Tracked in Phabricator
Task T216218

Summary

Hardware failures have caused downtime in several CloudVPS projects.

Timeline

All times are UTC.

On 2019-02-10:

09:47 icinga reports an issue with the hardware RAID in cloudvirt1024. This event is ignored by the WMCS team.

On 2019-02-13:

09:42 Incident 20190213 - PAWS is solved.
12:10 icinga reports an issue with the hardware RAID in cloudvirt1018.
12:12 icinga alert for cloudvirt1018 is acknowledged by Arturo, who start looking into it.
12:20 Arturo confirms issues in storage of cloudvirt1018. Tries to depool/drain/evacuate the server without success.
12:30 Arturo decides to try rebooting the server to see if that fixes anything enough to allow a controlled drain of the server.
12:37 cloudvirt1018 doesn't boot again due to issues in the RAID. All virtual machines running in this server are unreachable (64 instances). Severe data loss could be produced.
13:00 Arturo is notified by Moritz and Chris via IRC that cloudvirt1024 has HW issues as well. To this point, nobody at the WMCS team was aware.
13:22 Giovanni tries refreshing disk states (pool/depool) in cloudvirt1018.
13:37 cloudvirt1018 is back online. No data loss apparently. VM instances aren't back online yet. We suspect the issues were related to the RAID controller being overly defensive.
14:00 Andrew, Giovanni and Arturo start thinking on next movements, if reallocating all the workloads to other servers or try rescuing cloudvirt1018.
14:05 Arturo estimates that draining cloudvirt1018 and cloudvirt1024 could cost 3 Full-Time-Engineer (FTE) a full day worth of work.
14:10 a disk replacement for cloudvirt1024 is coming. Since the server is working (with a damaged drive) we decide to continue using and don't drain it yet.
14:15 Giovanni and Arturo start VM instances in cloudvirt1018 to try using the server until we see further evidences of issues.
15:00 Some VM instances on cloudvirt1018 aren't coming back online healthy. Andrew starts looking into it.
15:25 another reboot for cloudvirt1018 due to extended filesystem checks by Giovanni.
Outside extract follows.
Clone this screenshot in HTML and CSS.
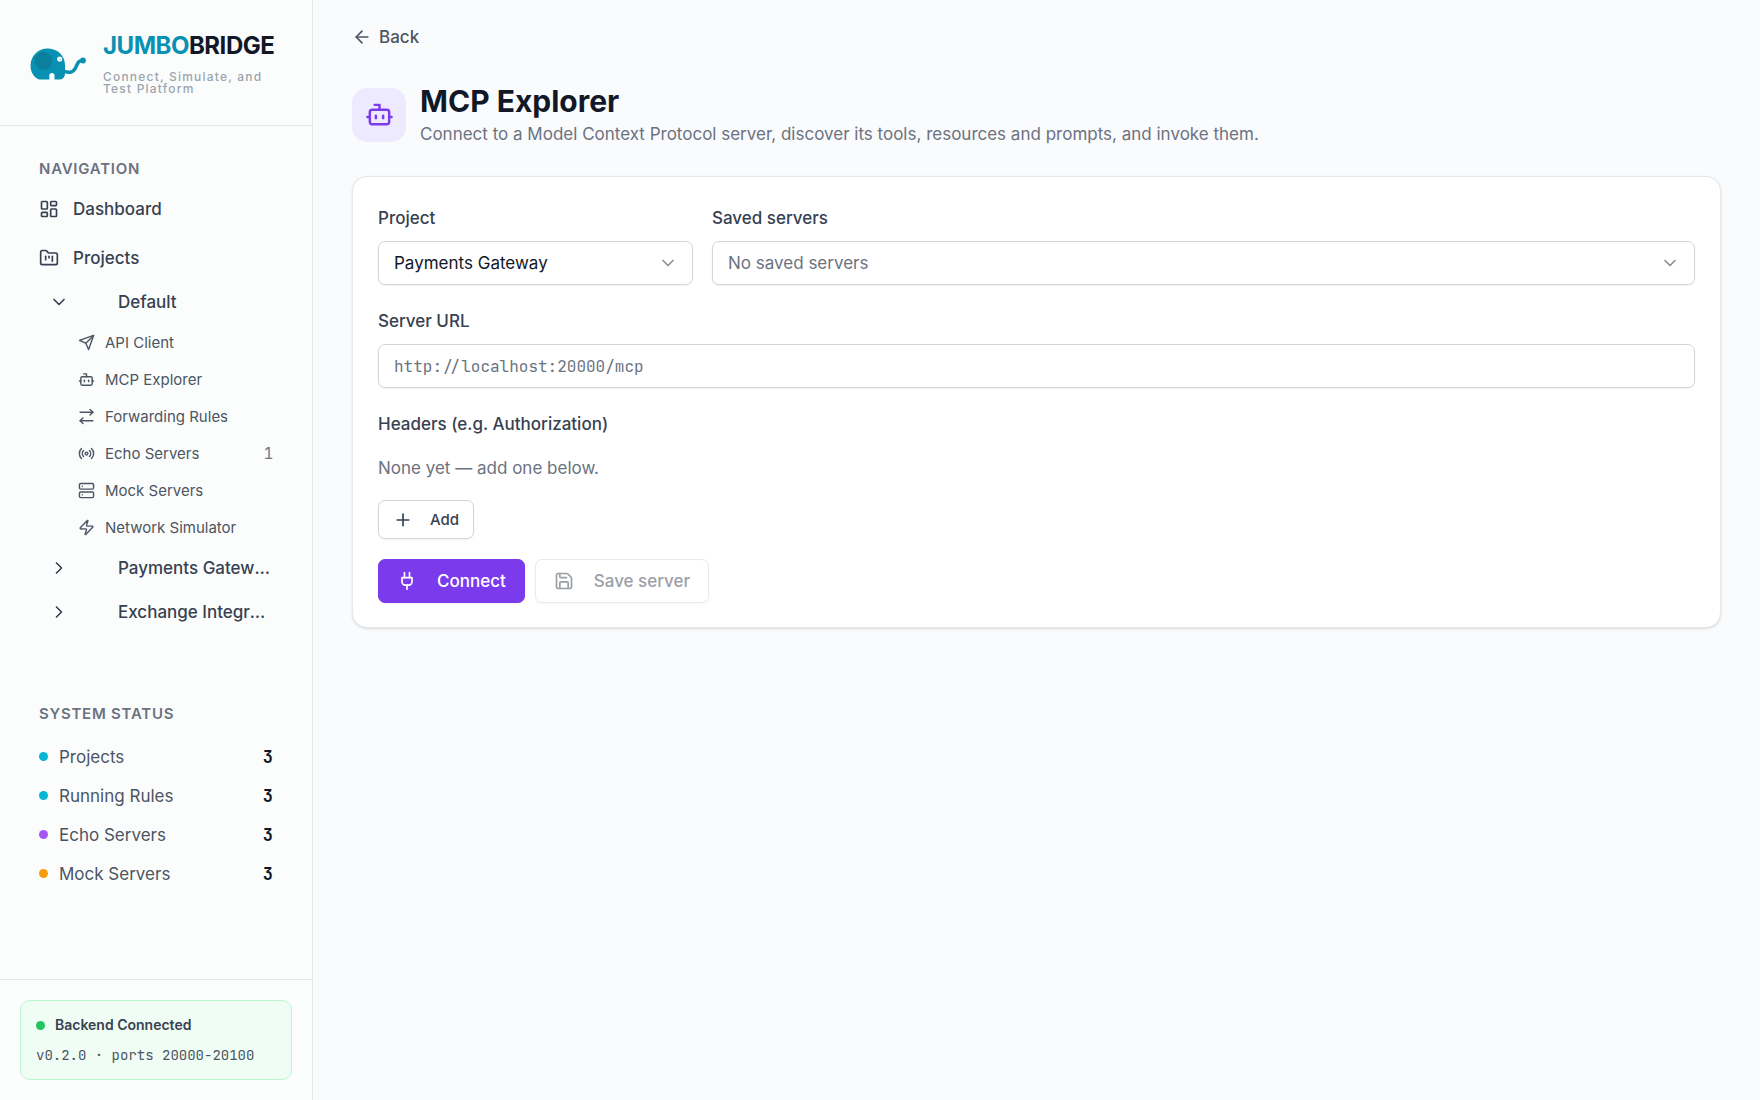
FILE: index.html
```html
<!DOCTYPE html>
<html lang="en">
<head>
    <meta charset="utf-8">
    <title>MCP Explorer - JumboBridge</title>
    <link rel="stylesheet" href="styles.css">
</head>
<body>
    <aside class="sidebar">
        <div class="brand">
            <svg class="logo" viewBox="0 0 56 32" aria-hidden="true">
                <path d="M0.500 17.500A17 17 0 0 1 17.500 .500C27 .500 35 7 35 17V26a5.500 5.500 0 0 1-5.500 5.500H24.500V27.500a2.600 2.600 0 0 0-5.200 0V31.500H9C4 29.500 .500 24 .500 17.500z" fill="#0891b2"/>
                <circle cx="13.500" cy="13" r="9" fill="#0e7490" opacity=".6"/>
                <path d="M33 22.500c5 3 10 2.500 12.500-2.500s2.500-7.500 7-7.500" fill="none" stroke="#0891b2" stroke-width="3.500" stroke-linecap="round"/>
                <circle cx="53" cy="12.500" r="2.900" fill="#0891b2"/>
                <circle cx="29.700" cy="11" r="2.600" fill="#fff"/>
                <circle cx="30.300" cy="11.400" r=".7" fill="#0891b2" opacity=".5"/>
            </svg>
            <div>
                <div class="brand-name"><span>JUMBO</span>BRIDGE</div>
                <div class="brand-tag">Connect, Simulate, and Test Platform</div>
            </div>
        </div>

        <nav class="nav">
            <h2 class="section-title">Navigation</h2>
            <div class="nav-main">
                <a class="nav-link" href="#">
                    <svg class="icon" viewBox="0 0 24 24"><rect x="3" y="3" width="7" height="9" rx="1"/><rect x="14" y="3" width="7" height="5" rx="1"/><rect x="14" y="12" width="7" height="9" rx="1"/><rect x="3" y="16" width="7" height="5" rx="1"/></svg>
                    Dashboard
                </a>
                <a class="nav-link" href="#">
                    <svg class="icon" viewBox="0 0 24 24"><path d="M4 20h16a2 2 0 0 0 2-2V8a2 2 0 0 0-2-2h-7.930a2 2 0 0 1-1.660-.900l-.820-1.200A2 2 0 0 0 7.930 3H4a2 2 0 0 0-2 2v13c0 1.100.900 2 2 2Z"/><path d="M8 10v4"/><path d="M12 10v2"/><path d="M16 10v6"/></svg>
                    Projects
                </a>
            </div>
            <button class="project" type="button" aria-expanded="true">
                <svg class="icon" viewBox="0 0 24 24"><path d="m6 9 6 6 6-6"/></svg>
                <span>Default</span>
            </button>
            <div class="sub-list">
                <a class="sub-link" href="#">
                    <svg class="icon" viewBox="0 0 24 24"><path d="m22 2-7 20-4-9-9-4Z"/><path d="M22 2 11 13"/></svg>
                    API Client
                </a>
                <a class="sub-link" href="#">
                    <svg class="icon" viewBox="0 0 24 24"><path d="M12 8V4H8"/><rect x="4" y="8" width="16" height="12" rx="2"/><path d="M2 14h2"/><path d="M20 14h2"/><path d="M15 13v2"/><path d="M9 13v2"/></svg>
                    MCP Explorer
                </a>
                <a class="sub-link" href="#">
                    <svg class="icon" viewBox="0 0 24 24"><path d="m17 2 4 4-4 4"/><path d="M3 6h18"/><path d="m7 22-4-4 4-4"/><path d="M21 18H3"/></svg>
                    Forwarding Rules
                </a>
                <a class="sub-link" href="#">
                    <svg class="icon" viewBox="0 0 24 24"><path d="M4.900 19.100C1 15.200 1 8.800 4.900 4.900"/><path d="M7.800 16.200c-2.300-2.300-2.300-6.100 0-8.500"/><circle cx="12" cy="12" r="2"/><path d="M16.200 7.800c2.300 2.300 2.300 6.100 0 8.500"/><path d="M19.100 4.900C23 8.800 23 15.100 19.100 19"/></svg>
                    Echo Servers
                    <span class="sub-count">1</span>
                </a>
                <a class="sub-link" href="#">
                    <svg class="icon" viewBox="0 0 24 24"><rect x="2" y="2" width="20" height="8" rx="2"/><rect x="2" y="14" width="20" height="8" rx="2"/><path d="M6 6h.010"/><path d="M6 18h.010"/></svg>
                    Mock Servers
                </a>
                <a class="sub-link" href="#">
                    <svg class="icon" viewBox="0 0 24 24"><path d="M4 14a1 1 0 0 1-.780-1.630l9.900-10.200a.5.5 0 0 1 .860.460l-1.920 6.020A1 1 0 0 0 13 10h7a1 1 0 0 1 .780 1.630l-9.900 10.200a.5.5 0 0 1-.860-.460l1.920-6.020A1 1 0 0 0 11 14z"/></svg>
                    Network Simulator
                </a>
            </div>
            <button class="project" type="button" aria-expanded="false">
                <svg class="icon" viewBox="0 0 24 24"><path d="m9 18 6-6-6-6"/></svg>
                <span>Payments Gateway</span>
            </button>
            <button class="project" type="button" aria-expanded="false">
                <svg class="icon" viewBox="0 0 24 24"><path d="m9 18 6-6-6-6"/></svg>
                <span>Exchange Integration</span>
            </button>
        </nav>

        <section class="status">
            <h2 class="section-title">System Status</h2>
            <ul class="status-list">
                <li><i class="dot cyan"></i>Projects<b>3</b></li>
                <li><i class="dot cyan"></i>Running Rules<b>3</b></li>
                <li><i class="dot purple"></i>Echo Servers<b>3</b></li>
                <li><i class="dot amber"></i>Mock Servers<b>3</b></li>
            </ul>
        </section>

        <footer class="sidebar-footer">
            <div class="backend">
                <div class="backend-title"><i class="dot green"></i>Backend Connected</div>
                <div class="backend-info">v0.2.0 · ports 20000-20100</div>
            </div>
        </footer>
    </aside>

    <main class="main">
        <a class="back" href="#">
            <svg class="icon" viewBox="0 0 24 24"><path d="m12 19-7-7 7-7"/><path d="M19 12H5"/></svg>
            Back
        </a>

        <header class="page-header">
            <div class="page-icon">
                <svg class="icon" viewBox="0 0 24 24"><path d="M12 8V4H8"/><rect x="4" y="8" width="16" height="12" rx="2"/><path d="M2 14h2"/><path d="M20 14h2"/><path d="M15 13v2"/><path d="M9 13v2"/></svg>
            </div>
            <div>
                <h1>MCP Explorer</h1>
                <p>Connect to a Model Context Protocol server, discover its tools, resources and prompts, and invoke them.</p>
            </div>
        </header>

        <form class="card">
            <div class="server-row">
                <div class="field">
                    <label for="project">Project</label>
                    <div class="select">
                        <select id="project">
                            <option>Payments Gateway</option>
                        </select>
                        <svg class="icon" viewBox="0 0 24 24"><path d="m6 9 6 6 6-6"/></svg>
                    </div>
                </div>
                <div class="field">
                    <label for="saved">Saved servers</label>
                    <div class="select">
                        <select id="saved" class="empty">
                            <option>No saved servers</option>
                        </select>
                        <svg class="icon" viewBox="0 0 24 24"><path d="m6 9 6 6 6-6"/></svg>
                    </div>
                </div>
            </div>
            <div class="field">
                <label for="url">Server URL</label>
                <input id="url" type="text" placeholder="http://localhost:20000/mcp">
            </div>
            <div class="headers">
                <h3>Headers (e.g. Authorization)</h3>
                <p>None yet — add one below.</p>
                <button class="btn btn-small" type="button">
                    <svg class="icon" viewBox="0 0 24 24"><path d="M5 12h14"/><path d="M12 5v14"/></svg>
                    Add
                </button>
            </div>
            <div class="actions">
                <button class="btn btn-primary" type="button">
                    <svg class="icon" viewBox="0 0 24 24"><path d="M12 22v-5"/><path d="M9 8V2"/><path d="M15 8V2"/><path d="M18 8v5a4 4 0 0 1-4 4h-4a4 4 0 0 1-4-4V8Z"/></svg>
                    Connect
                </button>
                <button class="btn" type="button" disabled>
                    <svg class="icon" viewBox="0 0 24 24"><path d="M15.200 3a2 2 0 0 1 1.400.600l3.800 3.800a2 2 0 0 1 .600 1.400V19a2 2 0 0 1-2 2H5a2 2 0 0 1-2-2V5a2 2 0 0 1 2-2z"/><path d="M17 21v-7a1 1 0 0 0-1-1H8a1 1 0 0 0-1 1v7"/><path d="M7 3v4a1 1 0 0 0 1 1h7"/></svg>
                    Save server
                </button>
            </div>
        </form>
    </main>
</body>
</html>
```

FILE: styles.css
```css
* {
    box-sizing: border-box;
}

body {
    margin: 0;
    min-height: 100vh;
    display: flex;
    font-family: Inter, "Liberation Sans", sans-serif;
    font-size: 17px;
    line-height: 24px;
    color: #111827;
    background: #fafbfd;
}

h1, h2, h3, p, ul {
    margin: 0;
    padding: 0;
}

a {
    color: inherit;
    text-decoration: none;
}

button, select, input {
    font: inherit;
    color: inherit;
}

button {
    cursor: pointer;
}

.icon {
    width: 20px;
    height: 20px;
    flex-shrink: 0;
    fill: none;
    stroke: currentColor;
    stroke-width: 2;
    stroke-linecap: round;
    stroke-linejoin: round;
}

/* sidebar */
.sidebar {
    width: 313px;
    flex-shrink: 0;
    display: flex;
    flex-direction: column;
    background: #fbfdfc;
    border-right: 1px solid #e5e7eb;
}

.brand {
    display: flex;
    align-items: center;
    gap: 17px;
    height: 126px;
    padding: 2px 30px 0;
    border-bottom: 1px solid #e5e7eb;
}

.logo {
    width: 56px;
    height: 32px;
    flex-shrink: 0;
}

.brand-name {
    font-size: 24px;
    font-weight: 700;
    line-height: 28px;
    letter-spacing: -0.02em;
}

.brand-name span {
    color: #0891b2;
}

.brand-tag {
    margin-top: 11px;
    font-size: 12px;
    font-weight: 500;
    line-height: 12px;
    letter-spacing: 0.1em;
    color: #9ca3af;
}

.nav {
    padding: 25px 39px 0;
    color: #374151;
}

.section-title {
    font-size: 15px;
    font-weight: 600;
    line-height: 36px;
    letter-spacing: 0.05em;
    text-transform: uppercase;
    color: #6b7280;
}

.nav-main {
    display: grid;
    gap: 5px;
}

.nav-link {
    display: flex;
    align-items: center;
    gap: 14px;
    height: 44px;
    font-weight: 500;
}

.project {
    display: flex;
    align-items: center;
    gap: 49px;
    width: 100%;
    height: 44px;
    padding: 0 0 0 10px;
    border: 0;
    background: none;
    font-weight: 500;
    text-align: left;
}

.project span {
    min-width: 0;
    overflow: hidden;
    text-overflow: ellipsis;
    white-space: nowrap;
}

.sub-list {
    padding-left: 39px;
    color: #4b5563;
}

.sub-link {
    display: flex;
    align-items: center;
    gap: 10px;
    height: 37px;
    font-size: 15px;
}

.sub-link .icon {
    width: 17px;
    height: 17px;
}

.sub-count {
    margin-left: auto;
    font-family: "JetBrains Mono", "DejaVu Sans Mono", monospace;
    color: #6b7280;
}

.status {
    padding: 62px 39px 0;
}

.status-list {
    margin-top: 5px;
    list-style: none;
    color: #4b5563;
}

.status-list li {
    display: flex;
    align-items: center;
    gap: 11px;
    height: 39px;
}

.status-list b {
    margin-left: auto;
    font-family: "JetBrains Mono", "DejaVu Sans Mono", monospace;
    color: #111827;
}

.dot {
    width: 9px;
    height: 9px;
    border-radius: 50%;
}

.cyan {
    background: #06b6d4;
}

.purple {
    background: #a855f7;
}

.amber {
    background: #f59e0b;
}

.green {
    background: #22c55e;
}

.sidebar-footer {
    margin-top: auto;
    padding: 20px;
    border-top: 1px solid #e5e7eb;
}

.backend {
    padding: 12px 15px;
    border: 1px solid #bbf7d0;
    border-radius: 10px;
    background: #f0fdf4;
}

.backend-title {
    display: flex;
    align-items: center;
    gap: 10px;
    font-size: 14px;
    font-weight: 600;
    color: #374151;
}

.backend-info {
    margin-top: 6px;
    font-family: "JetBrains Mono", "DejaVu Sans Mono", monospace;
    font-size: 14px;
    color: #4b5563;
}

/* main area */
.main {
    flex: 1;
    min-width: 0;
    padding: 25px 39px;
}

.back {
    display: inline-flex;
    align-items: center;
    gap: 7px;
    font-weight: 500;
    color: #4b5563;
}

.page-header {
    display: flex;
    align-items: center;
    gap: 14px;
    margin: 30px 0;
}

.page-icon {
    display: grid;
    place-items: center;
    width: 54px;
    height: 54px;
    border-radius: 15px;
    background: #ede9fe;
    color: #7c3aed;
}

.page-icon .icon {
    width: 29px;
    height: 29px;
}

.page-header h1 {
    font-size: 30px;
    font-weight: 700;
    line-height: 36px;
}

.page-header p {
    margin-top: 3px;
    color: #6b7280;
}

.card {
    padding: 29px 25px 24px;
    border: 1px solid #e5e7eb;
    border-radius: 15px;
    background: #fff;
    box-shadow: 0 1px 3px rgba(0, 0, 0, 0.1), 0 1px 2px -1px rgba(0, 0, 0, 0.1);
}

.server-row {
    display: grid;
    grid-template-columns: 315px 1fr;
    gap: 19px;
}

.field {
    margin-bottom: 24px;
}

.field label {
    display: block;
    margin-bottom: 11px;
    font-weight: 500;
    color: #374151;
}

.field input, .field select {
    display: block;
    width: 100%;
    height: 44px;
    padding: 0 15px;
    border: 1px solid #d1d5db;
    border-radius: 7px;
    background: #fff;
    box-shadow: 0 1px 2px rgba(0, 0, 0, 0.05);
}

.field input {
    font-family: "JetBrains Mono", "DejaVu Sans Mono", monospace;
    font-size: 16px;
}

.field input::placeholder {
    color: #6b7280;
}

.select {
    position: relative;
}

.select select {
    appearance: none;
}

.select .empty {
    color: #6b7280;
}

.select .icon {
    position: absolute;
    top: 12px;
    right: 15px;
    color: #8b8f97;
    pointer-events: none;
}

.headers {
    display: grid;
    justify-items: start;
    gap: 20px;
    margin-bottom: 20px;
}

.headers h3 {
    font-size: 17px;
    font-weight: 500;
    color: #374151;
}

.headers p {
    color: #6b7280;
}

.actions {
    display: flex;
    gap: 10px;
}

.btn {
    display: inline-flex;
    align-items: center;
    gap: 20px;
    height: 44px;
    padding: 0 18px;
    border: 1px solid #d1d5db;
    border-radius: 7px;
    background: #fff;
    box-shadow: 0 1px 2px rgba(0, 0, 0, 0.05);
    font-weight: 500;
    color: #374151;
}

.btn-small {
    gap: 17px;
    height: 39px;
    padding: 0 14px;
    font-size: 15px;
}

.btn-primary {
    border-color: #7c3aed;
    background: #7c3aed;
    color: #fff;
}

.btn:disabled {
    opacity: 0.5;
    cursor: default;
}
```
All VM instances are unreachable again.
15:49 Andrew confirms VM local storage may be corrupted for some VM instances.
17:00 still dealing with local VM storage corruptions.
18:47 after fixing by hand almost all VM storage corruptions, we still see issues in /var/lib/nova/instances in cloudvirt1018. We decide to drain it.
18:50 Arturo left the team for rest.
19:38 icinga alert for cloudvirt1024, storage has more issues.
19:52 we decide to drain all workload from cloudvirt1024.
22:01 Giovanni left the team for rest.

On 2019-02-14:

05:49 all workloads from cloudvirt1018 and cloudvirt1024 have been drained.

Conclusions

The initial issues with cloudvirt1024 were ignored for 3 days by the WMCS team, even though a phabricator task existed, automatically created by icinga. This resulted on a sudden increase of human workload when hardware issues piled up.

When we were unable to access VM storage in cloudvirt1018 after the first reboot, there was very strong risk of massive data loss. We currently don't have backups or other redundancy solutions for VM storage other than RAID setups in cloudvirt servers themselves.
We delayed a lot our decision to drain the failing cloudvirt servers because that takes a lot of effort and tedious manual intervention.
All of this can be improved if we implement a shared storage mechanism for VM storage. Exploring this is currently one of our team goal.

Fixing VM disk storage is also a very manual and tedious work, which is not automated at all.

Hardware, specially disks, can fail. We need to be ready to handle that and to minimize impact to our services.
In our current situation, the 24h replacement deal with hardware vendors may not be enough, and we should consider having spare disk on-site to be able to quickly address disks issues.

Also, independent incidents can randomly happen at the same day, which requires lots of extra efforts, focusing and extended working hours by the team.
In the concrete incidents of this day (also Incident with PAWS), we took benefit of our team being spread into different timezones, and we were able to work non-stop on incident response for 24h in a row.

Links to relevant documentation

To fix VM disk corruption, we follow this documentation: How to fix VM disk corruption.
To drain a hypervisor, we use this script: wmcs-cold-migrate.
To fix/deal with failing RAIDs, we have some draft documents: Hardware troubleshooting runbook. HDD & SSD failures.

Actionables

CloudVPS: create wmcs-vm-fsck script phab:T216132
Order spare cloudvirt SSDs for eqiad phab:T216041
Test Ceph for instance storage phab:T90364
Increase visibility of auto-generated tasks for RAID errors phab:T216133
Update raid controller firmware phab:T216733
Add a single puppet setting to disable VM creation phab:T216767
Write some docs re: capacity planning and how to handle being under capacity phab:T216768
Planned failovers for nova services

NOTE: Please add the #wikimedia-incident Phabricator project to these follow-up tasks and move them to the "follow-up/actionable" column.